Dot Voting
A democratic prioritisation technique where each participant receives a fixed number of votes (represented by dot stickers or marks) to allocate across a set of options. Options with the most dots rise to the top. It's fast, visual, and bypasses lengthy verbal debate, making it one of the most-used tools in facilitation.
Facilitation script
- 1
Display all options on a board or wall and walk through each briefly so every participant knows what they mean.
3 min - 2
Hand out the dots — a good default is votes equal to roughly one third of the number of options — and state the stacking rule explicitly.
2 min - 3
Invite everyone to vote at the same time. Simultaneous voting reduces anchoring on early votes.
5 min - 4
Count the dots together, rank the options, and mark the cut-off line for what moves forward.
3 min - 5
Sanity-check the result with the group: ask whether anything critical fell below the line and capture objections before closing.
5 min
Tips
Decide upfront whether participants can stack all their dots on one option — allowing it creates stronger signal but can be gamed.
For sensitive topics, run a 'blind vote' where everyone places dots simultaneously.
Common pitfalls
Announcing the stacking rule after voting has started — changing rules mid-vote invalidates early votes and frustrates the room
Letting participants vote one after another instead of simultaneously, which anchors later voters on earlier dots
Treating the dot count as the final decision rather than a prioritisation signal that still needs a feasibility check
Using dot voting on two or three options — it adds ceremony without adding information
Variations
Use coloured dots to distinguish votes by role or seniority. Run 'reverse dot voting' — give everyone red dots to mark options they strongly oppose. Dotmocracy can be adapted for remote voting using digital platforms that allow for similar dot-based selection.
Where it fits
When to use it
A brainstorm or ideation round has produced more options than the group can discuss in depth
You need a fast, visible read on group preference before committing facilitation time to the top candidates
The group is large or mixed-seniority and you want every voice weighted equally
Energy is dipping and a physical, low-stakes activity will re-engage the room
When not to use it
The decision is high-stakes or binding — dot voting measures preference, not feasibility or evidence
Options differ on multiple competing dimensions; use an Impact/Effort Matrix or weighted scoring instead
The group is smaller than four people — a short structured discussion is faster and richer
Strong hierarchy is present and votes are public; anonymous formats prevent follow-the-boss voting
Related methods
Further reading
Frequently asked questions
How many dots should each participant get in dot voting?▾
A common rule of thumb is one third of the number of options, rounded down — so 12 options means 4 dots per person. Fewer dots force sharper prioritisation; more dots produce flatter, less decisive results.

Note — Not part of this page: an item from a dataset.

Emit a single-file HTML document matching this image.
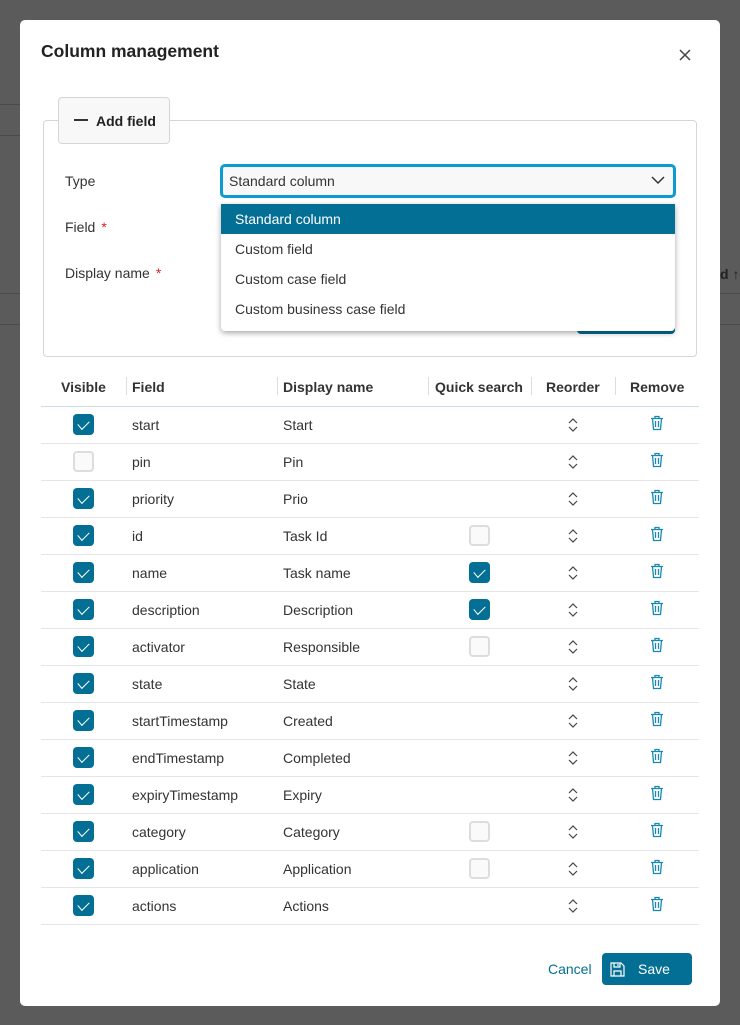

Should participants be allowed to put all their dots on one option?▾
Decide before voting starts and announce it. Allowing stacking lets people express strong preference and surfaces passionate support; forbidding it spreads attention and produces a broader ranking. Both are valid — changing the rule mid-vote is not.
How long does a dot voting session take?▾
Typically 5–20 minutes end to end: a short walkthrough of the options, simultaneous voting, and a count with a brief sanity check of the ranking.
Is dot voting suitable for final decisions?▾
No — it measures group preference, not feasibility or evidence. Use it to narrow a long list, then apply a deeper method such as an Impact/Effort Matrix or weighted scoring to the shortlist before committing.
What do I need to run dot voting remotely?▾
Any shared board that supports stamps or emoji reactions works. Keep the mechanics identical: fixed vote budget, an explicit stacking rule, and simultaneous voting — most whiteboard tools support a private-voting mode that prevents anchoring.